Y avait-il un capitaine à bord du vaisseau amiral pendant ces premières années post-pandémie ? On se le demande. Le Trésor public se servait allégrement dans les réserves des corps parapublics pour lever encore et toujours plus de fonds pour financer l’appétit gargantuesque du gouvernement central. C’est ainsi que les réserves de Rs 7,8 milliards du CEB allaient fondre comme neige au soleil en raison notamment des transferts au Consolidated Fund. La situation à Air Mauritius, on la connaît bien : pour éviter que la compagnie aérienne ne fasse faillite, comme cela a été le cas pour plus d’une soixantaine d’autres compagnies aériennes dans le monde, elle sera sauvée in extremis grâce aux Rs 25 milliards injectées par la Mauritius Investment Corporation comme fonds propres dans Airport Holdings Limited contre une participation au capital de l’actionnariat de 49 %.

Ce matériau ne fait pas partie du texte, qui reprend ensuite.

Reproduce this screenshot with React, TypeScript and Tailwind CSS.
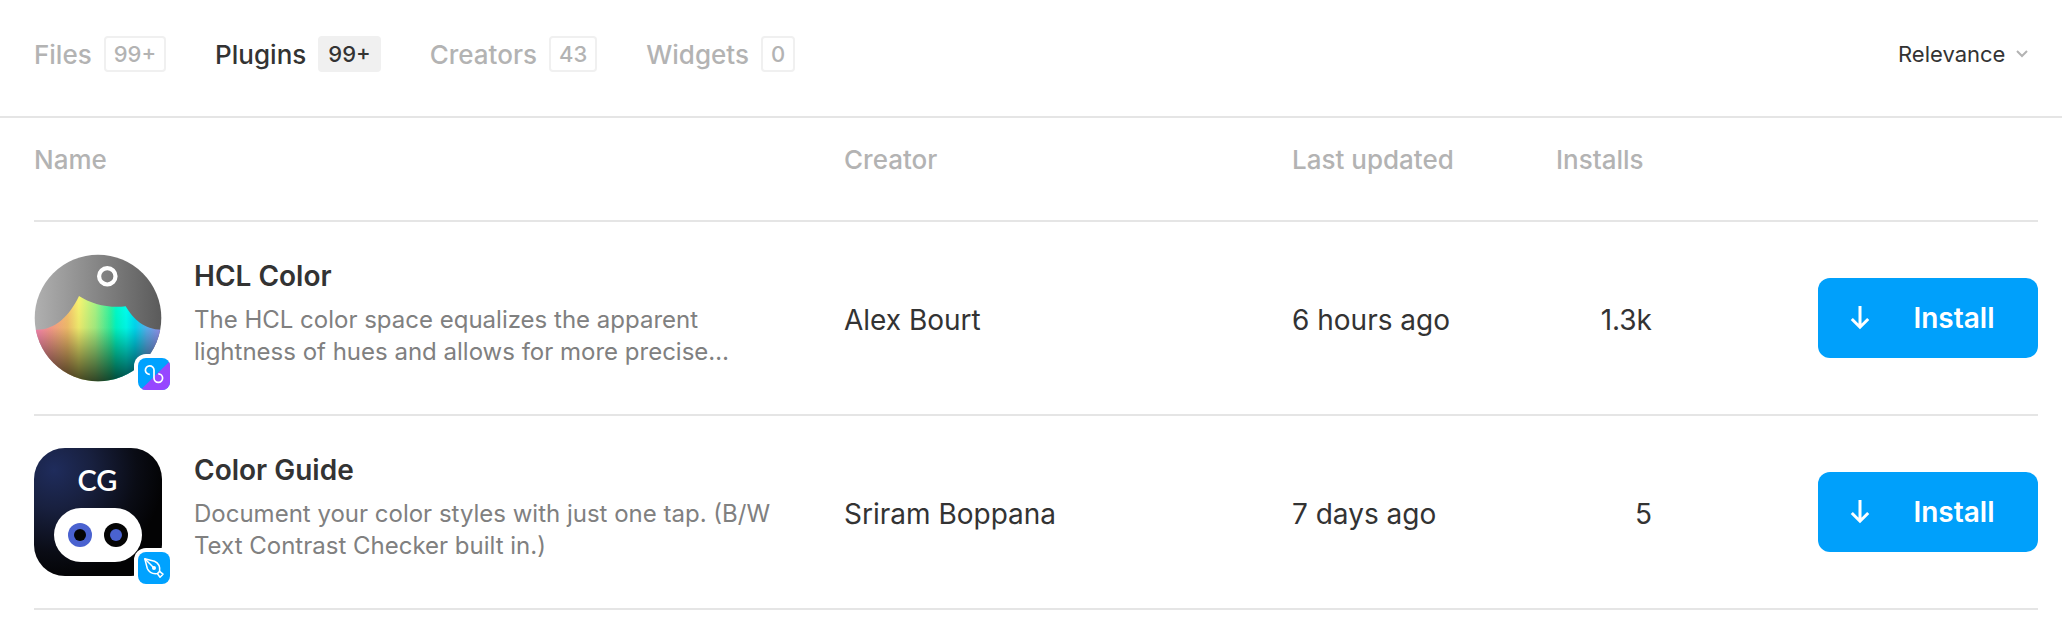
import { useState } from "react";
import type { ReactNode } from "react";

type Tab = { label: string; count: string };

const tabs: Tab[] = [
  { label: "Files", count: "99+" },
  { label: "Plugins", count: "99+" },
  { label: "Creators", count: "43" },
  { label: "Widgets", count: "0" },
];

function HclIcon() {
  return (
    <svg viewBox="0 0 128 128" className="size-32" aria-hidden="true">
      <defs>
        <linearGradient id="hcl-grey" x1="0" x2="1" y1="0" y2="0">
          <stop offset="0" stopColor="#b0b0b0" />
          <stop offset="1" stopColor="#5a5a5a" />
        </linearGradient>
        <linearGradient id="hcl-hue" gradientUnits="userSpaceOnUse" x1="0" x2="128" y1="0" y2="0">
          <stop offset="0" stopColor="#ff86b8" />
          <stop offset="0.12" stopColor="#fd9c90" />
          <stop offset="0.26" stopColor="#f6c06c" />
          <stop offset="0.35" stopColor="#f6f270" />
          <stop offset="0.48" stopColor="#a6f283" />
          <stop offset="0.6" stopColor="#2ff3a0" />
          <stop offset="0.64" stopColor="#00fbc8" />
          <stop offset="0.72" stopColor="#00ffee" />
          <stop offset="0.79" stopColor="#00dcf4" />
          <stop offset="0.88" stopColor="#5ab4f4" />
          <stop offset="1" stopColor="#a08ff0" />
        </linearGradient>
        <linearGradient id="hcl-shade" gradientUnits="userSpaceOnUse" x1="0" x2="0" y1="48" y2="128">
          <stop offset="0" stopColor="#000" stopOpacity="0" />
          <stop offset="0.32" stopColor="#000" stopOpacity="0.05" />
          <stop offset="1" stopColor="#000" stopOpacity="0.72" />
        </linearGradient>
        <clipPath id="hcl-circle">
          <circle cx="64" cy="64" r="63.3" />
        </clipPath>
      </defs>
      <g clipPath="url(#hcl-circle)">
        <rect width="128" height="128" fill="url(#hcl-grey)" />
        <path
          d="M0 75.7C20 77 35 63 45 42C57 50 75 54.5 91.7 52.3C99 65 111 76 128 75.7V128H0Z"
          fill="url(#hcl-hue)"
        />
        <path
          d="M0 75.7C20 77 35 63 45 42C57 50 75 54.5 91.7 52.3C99 65 111 76 128 75.7V128H0Z"
          fill="url(#hcl-shade)"
        />
        <circle cx="73.3" cy="22.3" r="8.2" fill="none" stroke="#fff" strokeWidth="4.2" />
      </g>
    </svg>
  );
}

function GuideIcon() {
  return (
    <svg viewBox="0 0 128 128" className="size-32" aria-hidden="true">
      <defs>
        <radialGradient id="guide-night" gradientUnits="userSpaceOnUse" cx="20" cy="22" r="110">
          <stop offset="0" stopColor="#1f2c5c" />
          <stop offset="0.35" stopColor="#18203f" />
          <stop offset="0.75" stopColor="#0a0c15" />
          <stop offset="1" stopColor="#030304" />
        </radialGradient>
      </defs>
      <rect width="128" height="128" rx="31" fill="url(#guide-night)" />
      <text x="63.5" y="43" textAnchor="middle" fill="#fff" className="font-['Lato',sans-serif] text-[29px] font-semibold">
        CG
      </text>
      <rect x="20" y="60" width="88" height="54" rx="27" fill="#fff" />
      <circle cx="46" cy="87" r="12" fill="#4a62d0" />
      <circle cx="46" cy="87" r="6" fill="#050505" />
      <circle cx="82" cy="87" r="12" fill="#050505" />
      <circle cx="82" cy="87" r="6" fill="#4a62d0" />
    </svg>
  );
}

function BothEditorsBadge() {
  return (
    <svg viewBox="0 0 32 32" className="size-8 rounded-lg" aria-hidden="true">
      <rect width="32" height="32" fill="#00a2ff" />
      <path d="M2.5 32L32 3V32Z" fill="#9747ff" />
      <path
        d="M11.8 16.4A4.3 4.3 0 1 1 16 12.1V20.1A4.3 4.3 0 1 0 20.3 15.8"
        fill="none"
        stroke="#fff"
        strokeWidth="1.7"
      />
    </svg>
  );
}

function DesignBadge() {
  return (
    <svg viewBox="0 0 32 32" className="size-8 rounded-lg" aria-hidden="true">
      <rect width="32" height="32" fill="#00a2ff" />
      <g fill="none" stroke="#fff" strokeWidth="1.5" strokeLinejoin="round">
        <path d="M6.8 6.8L16.5 9.3C20.3 11 22.3 14 21.6 19.4L19.4 21.6C14 22.3 11 20.3 9.3 16.5Z" />
        <path d="M21.6 19.4L25 22.2L22 25.2L19.4 21.6" />
        <path d="M6.8 6.8L16 16" />
      </g>
      <circle cx="16" cy="16" r="2" fill="#fff" />
    </svg>
  );
}

type Plugin = {
  name: string;
  description: string;
  creator: string;
  updated: string;
  installs: string;
  icon: ReactNode;
  badge: ReactNode;
};

const plugins: Plugin[] = [
  {
    name: "HCL Color",
    description: "The HCL color space equalizes the apparent lightness of hues and allows for more precise…",
    creator: "Alex Bourt",
    updated: "6 hours ago",
    installs: "1.3k",
    icon: <HclIcon />,
    badge: <BothEditorsBadge />,
  },
  {
    name: "Color Guide",
    description: "Document your color styles with just one tap. (B/W Text Contrast Checker built in.)",
    creator: "Sriram Boppana",
    updated: "7 days ago",
    installs: "5",
    icon: <GuideIcon />,
    badge: <DesignBadge />,
  },
];

function PluginRow({ plugin }: { plugin: Plugin }) {
  return (
    <tr className="text-[28px] leading-8 *:border-b-2 *:border-[#e5e5e5]">
      <td className="py-8">
        <div className="flex gap-8">
          <div className="relative size-32 shrink-0">
            {plugin.icon}
            <div className="absolute -right-3 -bottom-3 rounded-xl bg-white p-1">{plugin.badge}</div>
          </div>
          <div className="max-w-[580px] pt-1">
            <h2 className="text-[28px] leading-9 font-semibold">{plugin.name}</h2>
            <p className="mt-2.5 text-2xl leading-8 text-[#808080]">{plugin.description}</p>
          </div>
        </div>
      </td>
      <td className="pt-1">{plugin.creator}</td>
      <td className="pt-1">{plugin.updated}</td>
      <td className="pt-1 text-right">{plugin.installs}</td>
      <td>
        <button
          type="button"
          aria-label={`Install ${plugin.name}`}
          className="ml-auto flex h-20 w-[220px] items-center rounded-xl bg-[#00a0fb] pl-8 font-semibold text-white"
        >
          <svg viewBox="0 0 20 24" className="h-6 w-5" fill="none" stroke="currentColor" strokeWidth="3" aria-hidden="true">
            <path d="M10 0V21.5M1.8 13L10 21.2L18.2 13" />
          </svg>
          <span className="flex-1 text-center">Install</span>
        </button>
      </td>
    </tr>
  );
}

export default function App() {
  const [active, setActive] = useState("Plugins");

  return (
    <main className="min-h-screen bg-white font-['Inter',sans-serif] text-[#333]">
      <header className="flex items-center justify-between border-b-2 border-[#e5e5e5] pt-9 pr-6 pb-11 pl-[34px]">
        <nav className="flex gap-[49px]">
          {tabs.map((tab) => {
            const on = tab.label === active;
            return (
              <button
                key={tab.label}
                type="button"
                onClick={() => setActive(tab.label)}
                className={`flex h-9 items-center gap-3 text-[26px] font-medium ${on ? "text-[#333]" : "text-[#b3b3b3]"}`}
              >
                {tab.label}
                <span
                  className={`flex h-9 items-center rounded border-2 px-2 text-[22px] ${
                    on ? "border-[#f0f0f0] bg-[#f0f0f0]" : "border-[#f0f0f0]"
                  }`}
                >
                  {tab.count}
                </span>
              </button>
            );
          })}
        </nav>
        <div className="relative flex h-9 items-center">
          <select aria-label="Sort by" className="appearance-none bg-transparent pr-8 text-[22px]">
            <option>Relevance</option>
          </select>
          <svg
            viewBox="0 0 12 8"
            className="pointer-events-none absolute right-2.5 h-2 w-3"
            fill="none"
            stroke="#b3b3b3"
            strokeWidth="2"
            aria-hidden="true"
          >
            <path d="M1 1L6 6L11 1" />
          </svg>
        </div>
      </header>

      <div className="pr-6 pl-[34px]">
        <table className="w-full table-fixed border-separate border-spacing-0 text-left">
          <colgroup>
            <col />
            <col className="w-[448px]" />
            <col className="w-[264px]" />
            <col className="w-24" />
            <col className="w-[386px]" />
          </colgroup>
          <thead>
            <tr className="text-[26px] leading-8 text-[#b3b3b3] *:border-b-2 *:border-[#e5e5e5] *:pt-[26px] *:pb-11 *:font-medium">
              <th scope="col">Name</th>
              <th scope="col">Creator</th>
              <th scope="col">Last updated</th>
              <th scope="col">Installs</th>
              <td />
            </tr>
          </thead>
          <tbody>
            {plugins.map((plugin) => (
              <PluginRow key={plugin.name} plugin={plugin} />
            ))}
          </tbody>
        </table>
      </div>
    </main>
  );
}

Comme l’argent artificiellement créé coulait à flots, on s’en servait avec avidité sans penser aux conséquences du lendemain. Les investigations sur des affaires relevant de la criminalité financière menées par l’Anti-Money Laundering Unit du CCID et la Financial Crimes Commission nous apprennent qu’apparemment, certains mandarins à la Mauritius Investment Corporation se seraient livrés à des malversations, détournant des centaines de millions de roupies au profit de proches de l’ex-ministre des Finances.

À la CWA, c’est également la pagaille. À l’Assemblée nationale, mardi dernier, le ministre des Services publics, Patrick Assirvaden, a vilipendé l’ancien directeur général de la CWA, Prakash Maunthrooa, l’accusant d’avoir comploté avec des officiers de l’organisme pour allouer des contrats de Rs 1,6 milliard sans passer par des appels d’offres. Il est fort probable que Prakash Maunthrooa devra répondre de ces accusations très prochainement au quartier général de la Financial Crimes Commission.

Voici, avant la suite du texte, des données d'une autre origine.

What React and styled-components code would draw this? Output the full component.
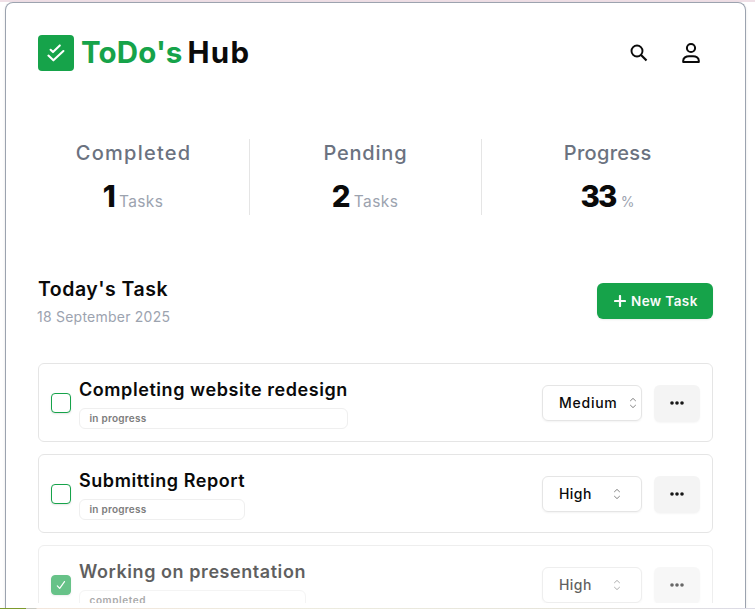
import React from "react";
import styled, { createGlobalStyle } from "styled-components";

const GlobalStyle = createGlobalStyle`
  * { box-sizing: border-box; }
  body {
    margin: 0;
    overflow: hidden;
    background: #fff;
    font-family: Inter, "Open Sans", sans-serif;
    color: #0a0a0a;
  }
  h1, h2, h3, p { margin: 0; }
  button { font-family: inherit; }
`;

const Page = styled.div`
  height: 609px;
  display: flex;
  flex-direction: column;
`;

const TopStrip = styled.div`
  height: 2px;
  flex: none;
  background: #efdfe6;
`;

const BottomStrip = styled.div`
  height: 1px;
  flex: none;
  background: linear-gradient(
    90deg,
    #7d9a2c 0 26px,
    #c9c9c0 26px 36px,
    #f3e6dc 37px,
    #ecebdf 330px,
    #e6e4da 560px,
    #dcdbe6 755px
  );
`;

const Frame = styled.main`
  flex: 1;
  min-height: 0;
  width: 741px;
  margin-left: 5px;
  padding: 32px 32px 0;
  border: 1px solid #9ca3af;
  border-bottom: 0;
  border-radius: 8px 8px 0 0;
  box-shadow: 0 1px 3px rgba(0, 0, 0, 0.1);
  display: flex;
  flex-direction: column;
`;

const Header = styled.header`
  height: 36px;
  padding-right: 10px;
  display: flex;
  align-items: center;
  justify-content: space-between;
`;

const Brand = styled.div`
  display: flex;
  align-items: center;
  gap: 7px;
`;

const LogoTile = styled.div`
  width: 36px;
  height: 36px;
  border-radius: 4px;
  background: #16a34a;
  svg { display: block; }
`;

const BrandName = styled.h1`
  display: flex;
  gap: 5px;
  font-size: 29.5px;
  font-weight: 700;
  line-height: 34px;
  padding-bottom: 2px;
`;

const BrandWord = styled.span`
  color: ${(p) => (p.$accent ? "#16a34a" : "#0a0a0a")};
  letter-spacing: ${(p) => (p.$accent ? "0.15px" : "1.3px")};
`;

const Actions = styled.div`
  display: flex;
  gap: 28px;
`;

const IconButton = styled.button`
  width: 24px;
  height: 24px;
  padding: 0;
  border: 0;
  background: none;
  color: #0a0a0a;
  svg { display: block; }
`;

const Stats = styled.section`
  margin-top: 68px;
  height: 76px;
  display: grid;
  grid-template-columns: 212px 232px 231px;
  grid-template-rows: 76px;
`;

const Stat = styled.div`
  display: flex;
  flex-direction: column;
  align-items: center;
  gap: 9px;
  border-right: ${(p) => (p.$last ? "0" : "1px solid #e5e5e5")};
  padding-left: ${(p) => p.$padLeft || 0}px;
  padding-right: ${(p) => p.$padRight || 0}px;
`;

const StatLabel = styled.p`
  font-size: 20px;
  font-weight: 500;
  line-height: 28px;
  color: #6b7280;
  letter-spacing: ${(p) => p.$tracking}px;
  margin-right: -${(p) => p.$tracking}px;
`;

const StatValue = styled.p`
  display: flex;
  align-items: baseline;
  gap: ${(p) => p.$gap}px;
  line-height: 40px;
`;

const StatNumber = styled.span`
  font-size: 29.5px;
  font-weight: 800;
  letter-spacing: -1.8px;
`;

const StatUnit = styled.span`
  font-size: ${(p) => (p.$small ? "14px" : "15.5px")};
  letter-spacing: ${(p) => (p.$small ? 0 : "0.4px")};
  color: #9ca3af;
`;

const SectionHead = styled.section`
  margin-top: 60px;
  display: flex;
  align-items: center;
  justify-content: space-between;
`;

const Heading = styled.h2`
  font-size: 19.5px;
  font-weight: 600;
  line-height: 28px;
  letter-spacing: 0.5px;
`;

const DateText = styled.p`
  margin-top: 4px;
  margin-left: -1px;
  font-size: 14px;
  line-height: 20px;
  letter-spacing: 0.23px;
  color: #9ca3af;
`;

const NewTaskButton = styled.button`
  width: 116px;
  height: 36px;
  padding: 0 0 0 17px;
  border: 0;
  border-radius: 6px;
  background: #16a34a;
  box-shadow: 0 1px 2px rgba(0, 0, 0, 0.08);
  color: #fafafa;
  display: flex;
  align-items: center;
  gap: 5px;
  font-size: 13.5px;
  font-weight: 600;
  letter-spacing: 0.4px;
`;

const TaskList = styled.ul`
  list-style: none;
  margin: 36px 0 0;
  padding: 0;
  height: 240px;
  overflow: hidden;
  display: flex;
  flex-direction: column;
  gap: 12px;
`;

const TaskRow = styled.li`
  flex: none;
  height: 79px;
  padding: 12px;
  border: 1px solid #e5e5e5;
  border-radius: 6px;
  display: flex;
  align-items: flex-start;
  opacity: ${(p) => (p.$done ? 0.65 : 1)};
`;

const Checkbox = styled.span`
  width: 20px;
  height: 20px;
  margin: 17px 8px 0 0;
  border: 1px solid #16a34a;
  border-radius: 4px;
  background: ${(p) => (p.$checked ? "#16a34a" : "#fff")};
  box-shadow: 0 1px 2px rgba(0, 0, 0, 0.1);
  display: flex;
  align-items: center;
  justify-content: center;
`;

const TaskInfo = styled.div`
  display: flex;
  flex-direction: column;
  gap: 5px;
`;

const TaskTitle = styled.h3`
  font-size: 18px;
  font-weight: 600;
  line-height: 27px;
  letter-spacing: 0.56px;
`;

const Status = styled.span`
  height: 21px;
  padding-left: 9.5px;
  border: 1px solid #efefef;
  border-radius: 6px;
  font-size: 10px;
  font-weight: 600;
  line-height: 19px;
  letter-spacing: ${(p) => (p.$done ? "0.6px" : "0.25px")};
  color: #7c7c7c;
`;

const Priority = styled.div`
  width: 100px;
  height: 36px;
  margin: 9px 12px 0 auto;
  padding-left: 16px;
  border: 1px solid #e5e5e5;
  border-radius: 6px;
  box-shadow: 0 1px 2px rgba(0, 0, 0, 0.05);
  display: flex;
  align-items: center;
  gap: 12px;
`;

const PriorityLabel = styled.span`
  min-width: 42px;
  padding-bottom: 1px;
  font-size: 14px;
  line-height: 20px;
  font-weight: 500;
  letter-spacing: ${(p) => (p.$wide ? "0.75px" : "0.45px")};
  margin-right: ${(p) => (p.$wide ? "-1px" : "0")};
`;

const MoreButton = styled.button`
  width: 46px;
  height: 37px;
  margin-top: 9px;
  padding: 0;
  border: 0;
  border-radius: 6px;
  background: #f4f4f4;
  box-shadow: 0 1px 2px rgba(0, 0, 0, 0.04);
  svg { display: block; }
`;

const LogoIcon = () => (
  <svg width="36" height="36" viewBox="0 0 36 36" fill="none" stroke="#fff" strokeWidth="2.1" strokeLinecap="round" strokeLinejoin="round">
    <path d="M12.6 14.8 15 17.1 21.8 10.4" />
    <path d="M10.4 20.6 15.4 25.3 25.4 16" />
  </svg>
);

const SearchIcon = () => (
  <svg width="24" height="24" viewBox="0 0 24 24" fill="none" stroke="currentColor" strokeWidth="1.9">
    <circle cx="10" cy="10" r="5.5" />
    <path d="M13.8 13.8 19.5 19.5" strokeWidth="2.2" />
  </svg>
);

const UserIcon = () => (
  <svg width="24" height="24" viewBox="0 0 24 24" fill="none" stroke="currentColor" strokeWidth="2" strokeLinejoin="round">
    <circle cx="12" cy="7" r="4.1" />
    <path d="M4.2 21V19.8C4.2 16.8 7 15.2 10 15.2H14C17 15.2 19.8 16.8 19.8 19.8V21Z" />
  </svg>
);

const PlusIcon = () => (
  <svg width="12" height="12" viewBox="0 0 12 12" stroke="currentColor" strokeWidth="2.2" strokeLinecap="round">
    <path d="M6 1V11M1 6H11" />
  </svg>
);

const CheckIcon = () => (
  <svg width="12" height="12" viewBox="0 0 12 12" fill="none" stroke="#fff" strokeWidth="1.2" strokeLinecap="round" strokeLinejoin="round">
    <path d="M2.3 6.9 4.7 9.4 9.5 2.6" />
  </svg>
);

const ChevronsIcon = () => (
  <svg width="8" height="12" viewBox="0 0 8 12" fill="none" stroke="#858585" strokeWidth="1">
    <path d="M1.2 4 4 1.4 6.8 4M1.2 8 4 10.6 6.8 8" />
  </svg>
);

const DotsIcon = () => (
  <svg width="46" height="37" viewBox="0 0 46 37" fill="#171717">
    <circle cx="18" cy="18" r="1.8" />
    <circle cx="23" cy="18" r="1.8" />
    <circle cx="28" cy="18" r="1.8" />
  </svg>
);

const tasks = [
  { title: "Completing website redesign", status: "in progress", priority: "Medium" },
  { title: "Submitting Report", status: "in progress", priority: "High" },
  { title: "Working on presentation", status: "completed", priority: "High" },
];

export default function App() {
  return (
    <Page>
      <GlobalStyle />
      <TopStrip />
      <Frame>
        <Header>
          <Brand>
            <LogoTile><LogoIcon /></LogoTile>
            <BrandName>
              <BrandWord $accent>ToDo's</BrandWord>
              <BrandWord>Hub</BrandWord>
            </BrandName>
          </Brand>
          <Actions>
            <IconButton aria-label="Search"><SearchIcon /></IconButton>
            <IconButton aria-label="Profile"><UserIcon /></IconButton>
          </Actions>
        </Header>

        <Stats>
          <Stat $padRight={21}>
            <StatLabel $tracking={1.25}>Completed</StatLabel>
            <StatValue $gap={5}>
              <StatNumber>1</StatNumber>
              <StatUnit>Tasks</StatUnit>
            </StatValue>
          </Stat>
          <Stat $padRight={1}>
            <StatLabel $tracking={0.8}>Pending</StatLabel>
            <StatValue $gap={5}>
              <StatNumber>2</StatNumber>
              <StatUnit>Tasks</StatUnit>
            </StatValue>
          </Stat>
          <Stat $last $padLeft={20}>
            <StatLabel $tracking={0.3}>Progress</StatLabel>
            <StatValue $gap={5}>
              <StatNumber>33</StatNumber>
              <StatUnit $small>%</StatUnit>
            </StatValue>
          </Stat>
        </Stats>

        <SectionHead>
          <div>
            <Heading>Today's Task</Heading>
            <DateText>18 September 2025</DateText>
          </div>
          <NewTaskButton><PlusIcon />New Task</NewTaskButton>
        </SectionHead>

        <TaskList>
          {tasks.map((task) => {
            const done = task.status === "completed";
            return (
              <TaskRow key={task.title} $done={done}>
                <Checkbox $checked={done}>{done && <CheckIcon />}</Checkbox>
                <TaskInfo>
                  <TaskTitle>{task.title}</TaskTitle>
                  <Status $done={done}>{task.status}</Status>
                </TaskInfo>
                <Priority>
                  <PriorityLabel $wide={task.priority === "Medium"}>{task.priority}</PriorityLabel>
                  <ChevronsIcon />
                </Priority>
                <MoreButton aria-label="More options"><DotsIcon /></MoreButton>
              </TaskRow>
            );
          })}
        </TaskList>
      </Frame>
      <BottomStrip />
    </Page>
  );
}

Les placards sont définitivement remplis de squelettes. Pour les grands maux, on attend les grands remèdes. Jusqu’ici, ce gouvernement a montré de bonnes dispositions pour mettre de l’ordre dans les finances publiques et les corps parapublics en divulguant le rapport sur le State of the Economy. Malgré les résistances bureaucratiques, il a mis en marche les grandes manœuvres pour inculquer une culture d’excellence dans la fonction publique. L’introduction du Performance-Based Budgeting dans le sillage de l’adoption du Finance and Audit (Amendment) Bill est une décision à saluer. Car, à l’avenir, pour chaque roupie dépensée sur un programme budgétaire, un ministère devra donner des résultats concrets et mesurables. Cette réforme institutionnelle axée sur la performance est essentielle du fait qu’elle devrait instiller une culture de redevabilité à tous les échelons dans les ministères. Elle témoigne également de notre engagement auprès de Moody’s et du Fonds monétaire international d’initier un processus de consolidation fiscale en vue d’assainir les finances publiques.

Mais tout ne se fera pas d’un coup de baguette magique. Cela prendra du temps pour sortir les corps parapublics du gouffre financier dans lequel ils se trouvent. Le gouvernement central a-t-il les moyens de remettre sur les rails ces canards boiteux ? Faudra-t-il songer à privatiser certaines sociétés d’État, notamment celles ayant une vocation commerciale et stratégique comme Air Mauritius et la Cargo Handling Corporation ? Cela permettra non seulement au gouvernement central de dégager des revenus considérables, mais donnera aussi les moyens à ces sociétés d’améliorer leur efficience et leur productivité.